I agree with you, automation can only get so far, that being the 80/20 split. I’ve seen some systemst that combined techniques to get to to 85% or 90%, but it’s that last few that are so wrong and embarrassing. There’s a lot to be said for human editorial judgment.
there´s a lot of talk about sentiment analysis these days, following a few recent articles from NYT, EL Pais, etc…are we really capable of extracting “sentiment”, lets just leave it at “meaning” out of unstructures information, in this case social media tools suchas as blogs, twitter, FB, etc? Talking about sentiments is way too ambitous based on my experience in classification and search projects, but hey, it sells terribly well to government and enterprise marketing folks. Everybody wants to know, what do people think about you?
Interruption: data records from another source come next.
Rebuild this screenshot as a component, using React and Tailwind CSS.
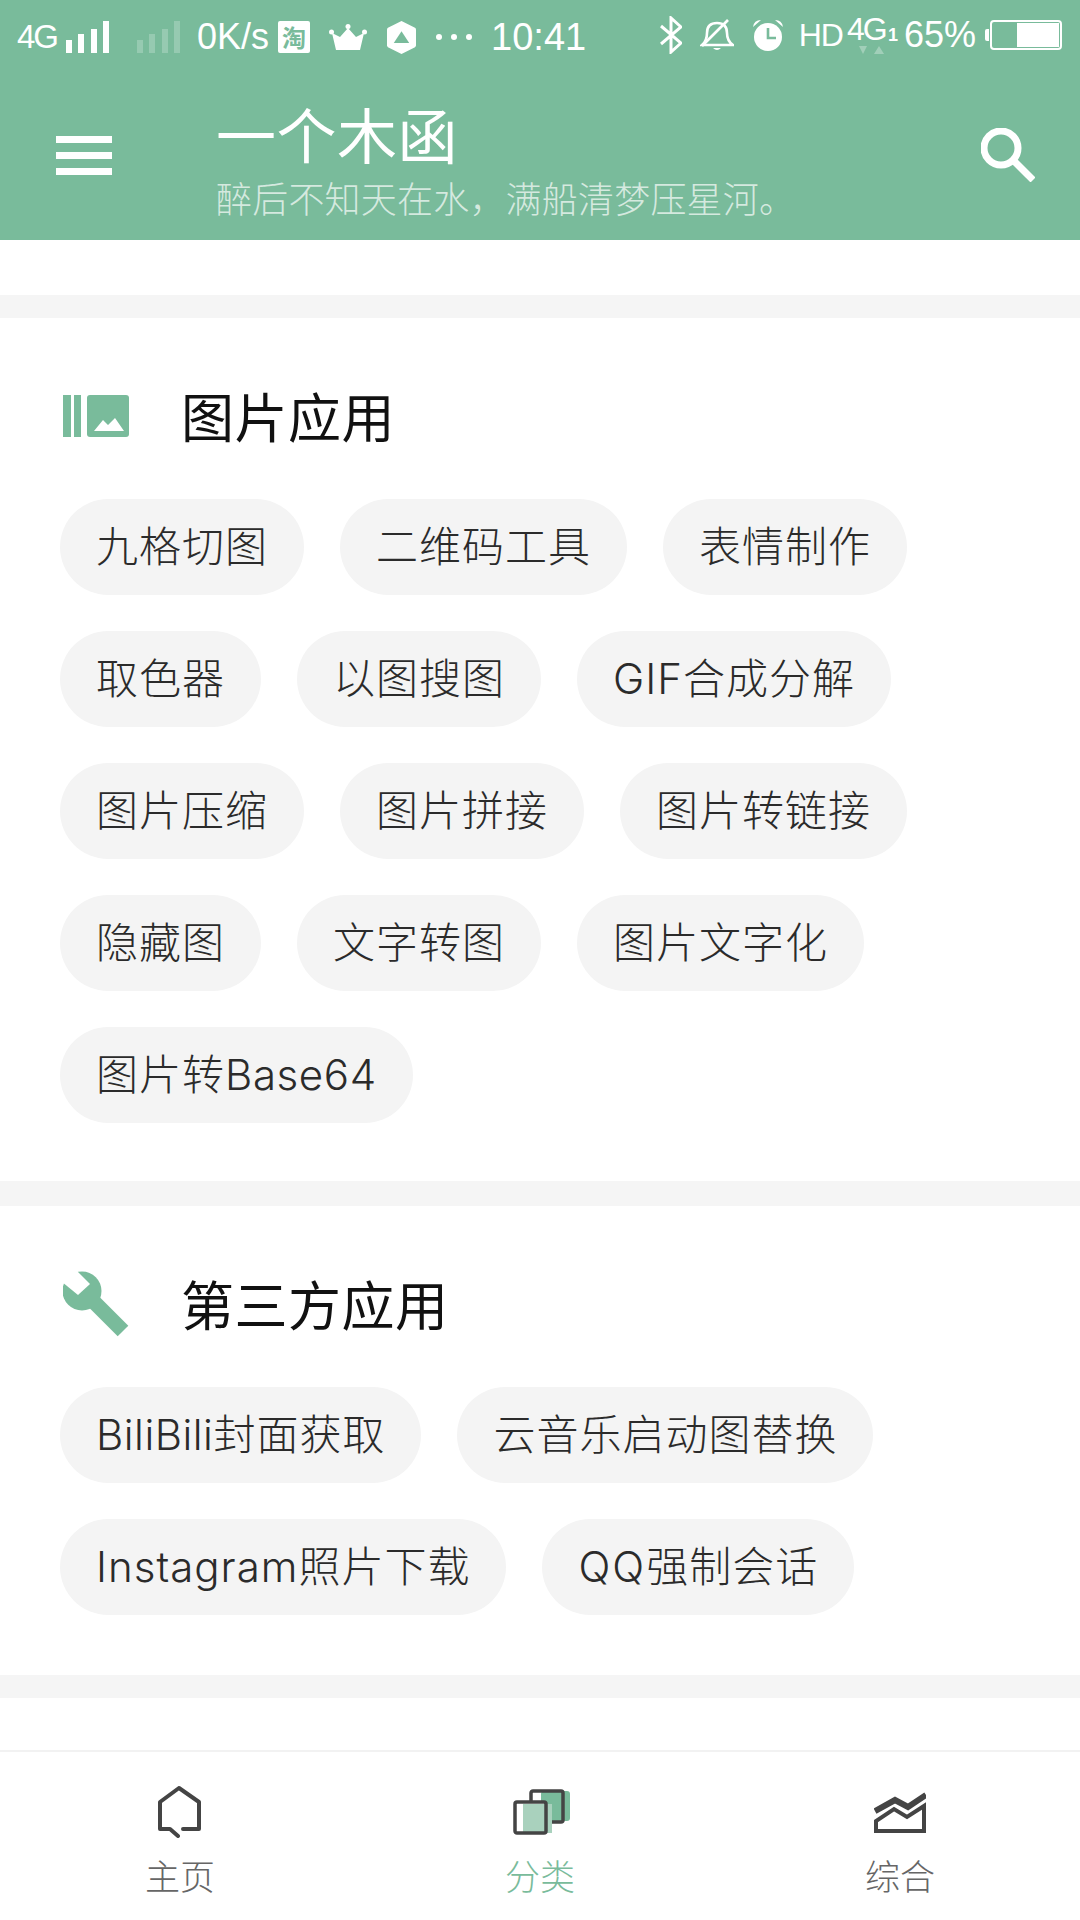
const FONT = "font-['Roboto','Noto_Sans_CJK_SC',sans-serif]";

function Signal({ faint }) {
  const o = faint ? 0.22 : 1;
  return (
    <svg width="43" height="32" viewBox="0 0 43 32" fill="#fff" opacity={o}>
      <rect x="0" y="19" width="6" height="13" />
      <rect x="12" y="13" width="6" height="19" />
      <rect x="25" y="8" width="6" height="24" />
      <rect x="37" y="0" width="6" height="32" />
    </svg>
  );
}

function Crown() {
  return (
    <svg width="38" height="26" viewBox="0 0 38 26" fill="#fff">
      <circle cx="19" cy="2.5" r="2.5" />
      <circle cx="2.5" cy="8" r="2.5" />
      <circle cx="35.5" cy="8" r="2.5" />
      <path d="M3 9 L11 13 L19 4 L27 13 L35 9 L31 26 L7 26 Z" />
    </svg>
  );
}

function Hex() {
  return (
    <svg width="29" height="33" viewBox="0 0 30 39" preserveAspectRatio="none">
      <path d="M15 0 L29 8 Q30 9 30 10 L30 29 Q30 30 29 31 L15 39 L1 31 Q0 30 0 29 L0 10 Q0 9 1 8 Z" fill="#fff" />
      <path d="M15 12 L23 26 L7 26 Z" fill="#79bb9b" />
    </svg>
  );
}

function Bluetooth() {
  return (
    <svg width="22" height="38" viewBox="0 0 22 38" fill="none" stroke="#fff" strokeWidth="3">
      <path d="M1 10 L21 27 L11 36 L11 2 L21 11 L1 28" />
    </svg>
  );
}

function BellOff() {
  return (
    <svg width="34" height="33" viewBox="0 0 34 33" fill="none" stroke="#fff" strokeWidth="2.6">
      <path d="M2 26 Q7 22 7 14 Q7 4 17 4 Q27 4 27 14 Q27 22 33 26 Z" />
      <path d="M28 1 L2 27" />
      <path d="M13 29 Q17 33 21 29 Z" fill="#fff" stroke="none" />
    </svg>
  );
}

function Alarm() {
  return (
    <svg width="34" height="32" viewBox="0 0 34 32">
      <circle cx="17" cy="18" r="14" fill="#fff" />
      <path d="M2 8 Q3 1 10 1 Z M32 8 Q31 1 24 1 Z" fill="#fff" />
      <path d="M17 9 L17 19 L25 19" fill="none" stroke="#79bb9b" strokeWidth="2.6" />
    </svg>
  );
}

function Battery() {
  return (
    <div className="flex items-center">
      <div className="w-[4px] h-[12px] bg-white rounded-l-[2px]" />
      <div className="ml-[1px] w-[72px] h-[30px] border-2 border-white rounded-[4px] flex justify-end p-[1px]">
        <div className="w-[42px] h-full bg-white" />
      </div>
    </div>
  );
}

function StatusBar() {
  return (
    <div className={`h-[80px] flex items-start justify-between pl-[17px] pr-[18px] text-white ${FONT}`}>
      <div className="h-[74px] flex items-center">
        <span className="text-[33px] tracking-[-2px] font-['Liberation_Sans']">4G</span>
        <div className="ml-[9px]"><Signal /></div>
        <div className="ml-[28px]"><Signal faint /></div>
        <span className="ml-[17px] text-[36px] font-light font-['Liberation_Sans']">0K/s</span>
        <span className="ml-[9px] w-[32px] h-[32px] bg-white rounded-[2px] text-[#79bb9b] text-[24px] leading-[32px] text-center font-['Noto_Sans_CJK_SC'] font-bold">淘</span>
        <div className="ml-[19px]"><Crown /></div>
        <div className="ml-[20px]"><Hex /></div>
        <div className="ml-[20px] flex gap-[9px]">
          <span className="w-[6px] h-[6px] rounded-full bg-white" />
          <span className="w-[6px] h-[6px] rounded-full bg-white" />
          <span className="w-[6px] h-[6px] rounded-full bg-white" />
        </div>
        <span className="ml-[19px] text-[38px] font-light font-['Liberation_Sans']">10:41</span>
      </div>
      <div className="h-[70px] flex items-center">
        <Bluetooth />
        <div className="ml-[18px]"><BellOff /></div>
        <div className="ml-[17px]"><Alarm /></div>
        <span className="ml-[14px] text-[32px] tracking-[-1px] font-['Liberation_Sans']">HD</span>
        <div className="relative ml-[4px] w-[38px] h-[70px] flex items-start pt-[13px]">
          <span className="text-[32px] leading-[32px] tracking-[-2px] font-['Liberation_Sans']">4G</span>
          <svg className="absolute left-[12px] top-[46px] opacity-30" width="26" height="8" viewBox="0 0 26 8" fill="#fff">
            <path d="M0 0 H8 L4 8 Z M15 8 H25 L20 0 Z" />
          </svg>
        </div>
        <span className="ml-[3px] text-[18px] font-bold font-['Liberation_Sans']">1</span>
        <span className="ml-[6px] text-[36px] font-['Liberation_Sans']">65%</span>
        <div className="ml-[9px]"><Battery /></div>
      </div>
    </div>
  );
}

function Header() {
  return (
    <header className="h-[240px] bg-[#79bb9b] shrink-0">
      <StatusBar />
      <div className="h-[160px] flex items-start pl-[56px] pr-[45px] text-white">
        <div className="mt-[56px] w-[56px] flex flex-col gap-[9px]">
          <div className="h-[7px] bg-white" />
          <div className="h-[7px] bg-white" />
          <div className="h-[7px] bg-white" />
        </div>
        <div className="ml-[104px] flex-1 font-['Noto_Sans_CJK_SC',sans-serif] mt-[13px]">
          <div className="text-[60px] leading-[80px] tracking-[0.5px] font-normal">一个木函</div>
          <div className="text-[36px] leading-[48px] tracking-[0.2px] text-white/70 font-light">醉后不知天在水，满船清梦压星河。</div>
        </div>
        <svg className="mt-[48px]" width="54" height="54" viewBox="0 0 54 54" fill="none" stroke="#fff" strokeWidth="7">
          <circle cx="20" cy="20" r="17" />
          <path d="M32 32 L52 52" />
        </svg>
      </div>
    </header>
  );
}

function Pill({ children }) {
  return (
    <div className="h-[96px] px-[36px] rounded-full bg-[#f4f4f4] text-[#2b2b2b] text-[42px] leading-[96px] tracking-[1px] font-light font-['Inter','Noto_Sans_CJK_SC',sans-serif]">
      {children}
    </div>
  );
}

function PictureIcon() {
  return (
    <svg width="66" height="42" viewBox="0 0 66 42">
      <rect x="0" y="0" width="8" height="42" fill="#79bb9b" />
      <rect x="11" y="0" width="7" height="42" fill="#79bb9b" />
      <rect x="24" y="0" width="42" height="42" rx="3" fill="#79bb9b" />
      <path d="M31 36 L40 25 L45 30 L52 23 L61 36 Z" fill="#fff" />
    </svg>
  );
}

function WrenchIcon() {
  return (
    <svg width="66" height="66" viewBox="0 0 66 66">
      <circle cx="19" cy="20" r="19.5" fill="#79bb9b" />
      <path d="M20 20 L60 60" stroke="#79bb9b" strokeWidth="15" fill="none" />
      <path d="M12 -2 L27 13 L15 24 L-2 10 Z" fill="#fff" />
    </svg>
  );
}

function Band({ tall }) {
  return <div className={tall ? "h-[25px] bg-[#f5f5f5]" : "h-[23px] bg-[#f5f5f5]"} />;
}

function Section({ icon, title, children, bottom }) {
  return (
    <section className={`px-[60px] ${bottom}`}>
      <div className="h-[181px] pt-[24px] flex items-center">
        <div className="w-[121px] pl-[3px] pb-[10px] flex items-center">{icon}</div>
        <h2 className="text-[53px] tracking-[0.5px] font-normal text-[#111]">{title}</h2>
      </div>
      <div className="flex flex-wrap gap-[36px]">{children}</div>
    </section>
  );
}

function NavItem({ icon, label, active }) {
  return (
    <div className="flex-1 flex flex-col items-center">
      <div className="h-[86px] flex items-end">{icon}</div>
      <div className={`mt-[19px] text-[35px] leading-[44px] font-light ${active ? "text-[#79bb9b]" : "text-[#666]"}`}>{label}</div>
    </div>
  );
}

function BottomNav() {
  return (
    <nav className="h-[170px] shrink-0 bg-white border-t-2 border-[#f2f2f2] flex">
      <NavItem label="主页" icon={
        <svg width="44" height="52" viewBox="0 0 44 52" fill="none" stroke="#444" strokeWidth="4" strokeLinejoin="round" strokeLinecap="round">
          <path d="M25 43 L41 43 L41 16 L21 2 L2 16 L2 43 L12 43 L20 50" />
        </svg>
      } />
      <NavItem active label="分类" icon={
        <svg className="mb-[3px] ml-[3px]" width="57" height="46" viewBox="0 0 57 46">
          <rect x="28" y="2" width="29" height="30" rx="3" fill="#79bb9b" />
          <rect x="18" y="2" width="32" height="31" rx="2" fill="none" stroke="#444" strokeWidth="3.5" />
          <rect x="2" y="13" width="31" height="31" rx="2" fill="#fff" />
          <rect x="10" y="15" width="29" height="29" fill="#a9d1bd" />
          <rect x="2" y="13" width="31" height="31" rx="2" fill="none" stroke="#444" strokeWidth="3.5" />
        </svg>
      } />
      <NavItem label="综合" icon={
        <svg className="mb-[5px]" width="52" height="41" viewBox="0 0 52 41" fill="none" stroke="#444">
          <path d="M1 19 L21 8 L34 15 L52 3" strokeWidth="6" />
          <path d="M2 39 L2 29 L20 17 L33 25 L50 14 L50 39 Z" strokeWidth="4" />
        </svg>
      } />
    </nav>
  );
}

export default function App() {
  const picture = ["九格切图", "二维码工具", "表情制作", "取色器", "以图搜图", "GIF合成分解", "图片压缩", "图片拼接", "图片转链接", "隐藏图", "文字转图", "图片文字化"];
  return (
    <div className="w-[1080px] h-[1920px] overflow-hidden flex flex-col bg-white font-['Roboto','Noto_Sans_CJK_SC',sans-serif]">
      <Header />
      <main className="flex-1 overflow-hidden">
        <div className="h-[55px]" />
        <Band />
        <Section bottom="pb-[58px]" icon={<PictureIcon />} title="图片应用">
          {picture.map((t) => <Pill key={t}>{t}</Pill>)}
          <Pill>图片转<span className="tracking-[0.6px]">Base64</span></Pill>
        </Section>
        <Band tall />
        <Section bottom="pb-[60px]" icon={<WrenchIcon />} title="第三方应用">
          <Pill><span className="tracking-[0.5px]">BiliBili</span>封面获取</Pill>
          <Pill>云音乐启动图替换</Pill>
          <Pill>Instagram照片下载</Pill>
          <Pill><span className="tracking-[2px]">QQ</span>强制会话</Pill>
        </Section>
        <Band />
      </main>
      <BottomNav />
    </div>
  );
}
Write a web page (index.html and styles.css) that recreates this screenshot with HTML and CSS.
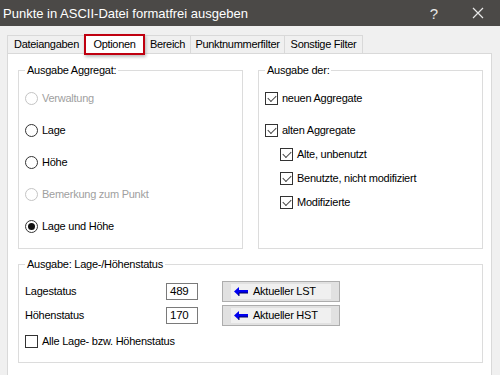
FILE: index.html
```html
<!DOCTYPE html>
<html lang="de">
<head>
    <meta charset="UTF-8">
    <title>Punkte in ASCII-Datei formatfrei ausgeben</title>
    <link rel="stylesheet" href="styles.css">
</head>
<body>
    <div class="titlebar">
        <span class="title">Punkte in ASCII-Datei formatfrei ausgeben</span>
        <span class="help">?</span>
        <svg class="close" width="12" height="12" viewBox="0 0 12 12">
            <path d="M1 1 L11 11 M11 1 L1 11" stroke="#e8e8e8" stroke-width="1.2" fill="none"/>
        </svg>
    </div>

    <div class="tabs">
        <div class="tab">Dateiangaben</div>
        <div class="tab active">Optionen</div>
        <div class="tab">Bereich</div>
        <div class="tab">Punktnummerfilter</div>
        <div class="tab">Sonstige Filter</div>
    </div>

    <div class="panel">
        <div class="top-row">
            <fieldset class="group">
                <legend>Ausgabe Aggregat:</legend>
                <div class="item disabled"><span class="radio"></span>Verwaltung</div>
                <div class="item"><span class="radio"></span>Lage</div>
                <div class="item"><span class="radio"></span>Höhe</div>
                <div class="item disabled"><span class="radio"></span>Bemerkung zum Punkt</div>
                <div class="item"><span class="radio checked"></span>Lage und Höhe</div>
            </fieldset>

            <fieldset class="group">
                <legend>Ausgabe der:</legend>
                <div class="item"><span class="check on"></span>neuen Aggregate</div>
                <div class="item"><span class="check on"></span>alten Aggregate</div>
                <div class="item sub"><span class="check on"></span>Alte, unbenutzt</div>
                <div class="item sub"><span class="check on"></span>Benutzte, nicht modifiziert</div>
                <div class="item sub"><span class="check on"></span>Modifizierte</div>
            </fieldset>
        </div>

        <fieldset class="group status">
            <legend>Ausgabe: Lage-/Höhenstatus</legend>
            <div class="status-row">
                <span class="label">Lagestatus</span>
                <span class="field">489</span>
                <span class="btn"><span class="btn-face"><svg width="15" height="9" viewBox="0 0 15 9"><path d="M0 4.5 L5 0 L5 3 L14 3 L14 6 L5 6 L5 9 Z" fill="#0000f0"/><path d="M5 9 L5 6 L14 6" stroke="#00005a" stroke-width="1" fill="none"/></svg>Aktueller LST</span></span>
            </div>
            <div class="status-row">
                <span class="label">Höhenstatus</span>
                <span class="field">170</span>
                <span class="btn"><span class="btn-face"><svg width="15" height="9" viewBox="0 0 15 9"><path d="M0 4.5 L5 0 L5 3 L14 3 L14 6 L5 6 L5 9 Z" fill="#0000f0"/><path d="M5 9 L5 6 L14 6" stroke="#00005a" stroke-width="1" fill="none"/></svg>Aktueller HST</span></span>
            </div>
            <div class="item all"><span class="check"></span>Alle Lage- bzw. Höhenstatus</div>
        </fieldset>
    </div>
</body>
</html>
```

FILE: styles.css
```css
body {
    margin: 0;
    width: 500px;
    height: 375px;
    overflow: hidden;
    background: #f0f0f0;
    font-family: "Liberation Sans", Arial, sans-serif;
    font-size: 11px;
    letter-spacing: -0.25px;
    color: #000;
}

.titlebar {
    height: 26px;
    background: #4b4947;
    color: #fff;
    display: flex;
    align-items: center;
    padding-left: 3px;
}

.title {
    font-size: 13px;
    letter-spacing: 0;
    flex: 1;
}

.help {
    font-size: 15px;
    letter-spacing: 0;
    color: #e8e8e8;
    margin-right: 34px;
}

.close {
    margin-right: 16px;
}

.tabs {
    display: flex;
    align-items: flex-end;
    margin: 7px 0 0 7px;
    height: 20px;
    position: relative;
    z-index: 1;
}

.tab {
    height: 17px;
    line-height: 17px;
    border: 1px solid #d9d9d9;
    border-bottom: none;
    margin-right: -1px;
    background: #f0f0f0;
    text-align: center;
    box-sizing: border-box;
    height: 18px;
    letter-spacing: -0.3px;
}

.tab:nth-child(1) { width: 79px; }
.tab:nth-child(3) { width: 47px; }
.tab:nth-child(4) { width: 95px; }
.tab:nth-child(5) { width: 79px; }

.tab.active {
    width: 61px;
    height: 21px;
    line-height: 17px;
    border: 2px solid #c00010;
    background: #fff;
    margin: 0 -1px -2px -1px;
    box-shadow: 1px 2px 3px rgba(0, 0, 0, 0.25);
    position: relative;
    z-index: 2;
}

.panel {
    margin-left: 7px;
    width: 485px;
    height: 330px;
    background: #fff;
    border: 1px solid #d9d9d9;
    padding: 10px 7px 0 10px;
    box-sizing: border-box;
}

.top-row {
    display: flex;
    gap: 15px;
}

.group {
    margin: 0;
    padding: 13px 0 0 6px;
    border: 1px solid #dcdcdc;
    width: 225px;
    height: 185px;
    box-sizing: border-box;
}

.group legend {
    padding: 0 2px;
    line-height: 13px;
}

.item {
    height: 16px;
    display: flex;
    align-items: center;
    margin-bottom: 16px;
}

.item.sub {
    margin-left: 15px;
}

.group .item:nth-of-type(2) {
    margin-bottom: 8px;
}

.group .item.sub {
    margin-bottom: 8px;
}

.top-row .group:first-child .item {
    margin-bottom: 16px;
}

.item.disabled {
    color: #a0a0a0;
}

.radio {
    width: 11px;
    height: 11px;
    border: 1px solid #333;
    border-radius: 50%;
    margin-right: 4px;
    display: flex;
    align-items: center;
    justify-content: center;
    background: #fff;
}

.disabled .radio {
    border-color: #c4c4c4;
}

.radio.checked::after {
    content: "";
    width: 7px;
    height: 7px;
    border-radius: 50%;
    background: #111;
}

.check {
    width: 11px;
    height: 11px;
    border: 1px solid #333;
    margin-right: 4px;
    background: #fff;
    position: relative;
}

.check.on::after {
    content: "";
    position: absolute;
    left: 2px;
    top: 0px;
    width: 7px;
    height: 4px;
    border-left: 1px solid #444;
    border-bottom: 1px solid #444;
    transform: translate(0, 2px) rotate(-45deg);
}

.group.status {
    width: 465px;
    height: 105px;
    margin-top: 9px;
    padding-top: 9px;
}

.status-row {
    display: flex;
    align-items: center;
    height: 22px;
    margin-bottom: 2px;
}

.label {
    width: 141px;
}

.field {
    width: 27px;
    height: 15px;
    line-height: 15px;
    border: 1px solid #7a7a7a;
    padding-left: 3px;
    box-sizing: content-box;
    margin-right: 24px;
    font-size: 11.5px;
}

.btn {
    width: 118px;
    height: 21px;
    border: 1px solid #adadad;
    background: #e1e1e1;
    padding: 2px 8px 2px 8px;
    box-sizing: border-box;
    display: flex;
}

.btn-face {
    flex: 1;
    background: #f0f0f0;
    display: flex;
    align-items: center;
    padding-left: 3px;
    gap: 4px;
}

.item.all {
    margin-top: 7px;
}
```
Technology can monitor and spot comments about us, but what about interpreting them and extraction meaning or a conclusion? Very complicated I think…
We´re having an interesting debate here..sorry it´s in Spanish:
Borja, thanks for the comment and link. To the credit of automated text processing tools, Google’s translation of your post is readable.
In short, I think you’re right that the start of the art in alerting is way ahead of the state of the art in extracting objective meaning, let alone subjective opinion.
A belated comment on this. An early example of a high-profile gaffe by an IR system appeared in the Boston Globe in 1995. An article criticized the then-new THOMAS system for legislative information, pointing out that its top match for “elderly black Americans” was a bill on “black bears”! The problem is discussed in the well-known (and easily found) paper by Bruce Croft et al, Providing Government Information on the Internet: Experiences with THOMAS.
One other thing. You say “the whole point of automation is to reduce the need for human input. Human labor is a lot more expensive that machine labor! But there’s a big difference between the mirage of eliminating human labor and the realistic aspiration to make its use more efficient and effective. That’s what HCIR is all about, and all of the evidence I’ve encountered confirms that it’s the right way to crack this nut.” I mostly agree. I’d agree completely except for Luis Von Ahn’s amazing discovery of “games with a purpose”, a way to make human labor _free_! Free, that is, except for the overhead of developing the game, and collecting and analyzing the information. And, of course, this offline method of adding intelligence to an IR system has severe limitations.
Better late than never! I hadn’t heard about that example, but I’m not surprised, as I’ve heard similar stories about other automated tools (including those in earlier versions of Microsoft Word). Here’s a link to the Croft et al. paper.
As for Luis Von Ahn’s GWAP approach, I’m a big fan. Check out some of my earlier posts on the subject, or stay tuned for my HCIR ’09 position paper! In any case, I’ll amend my statement: reduce the need for human labor and / or make it more fun.
[…] There’s no navigation, no browsing. There’s no search—and especially none involving interaction between the human and computer. There’s no news judgment beyond what newspaper editors originally add. And the corpus is […]
Daniel, thanks for your quick response; I’m pleased but not at all surprised you’re a GWAP fan. And Josh, I like your analysis of the Slate visualization; they have an environment that could add so much more HCI to the IR!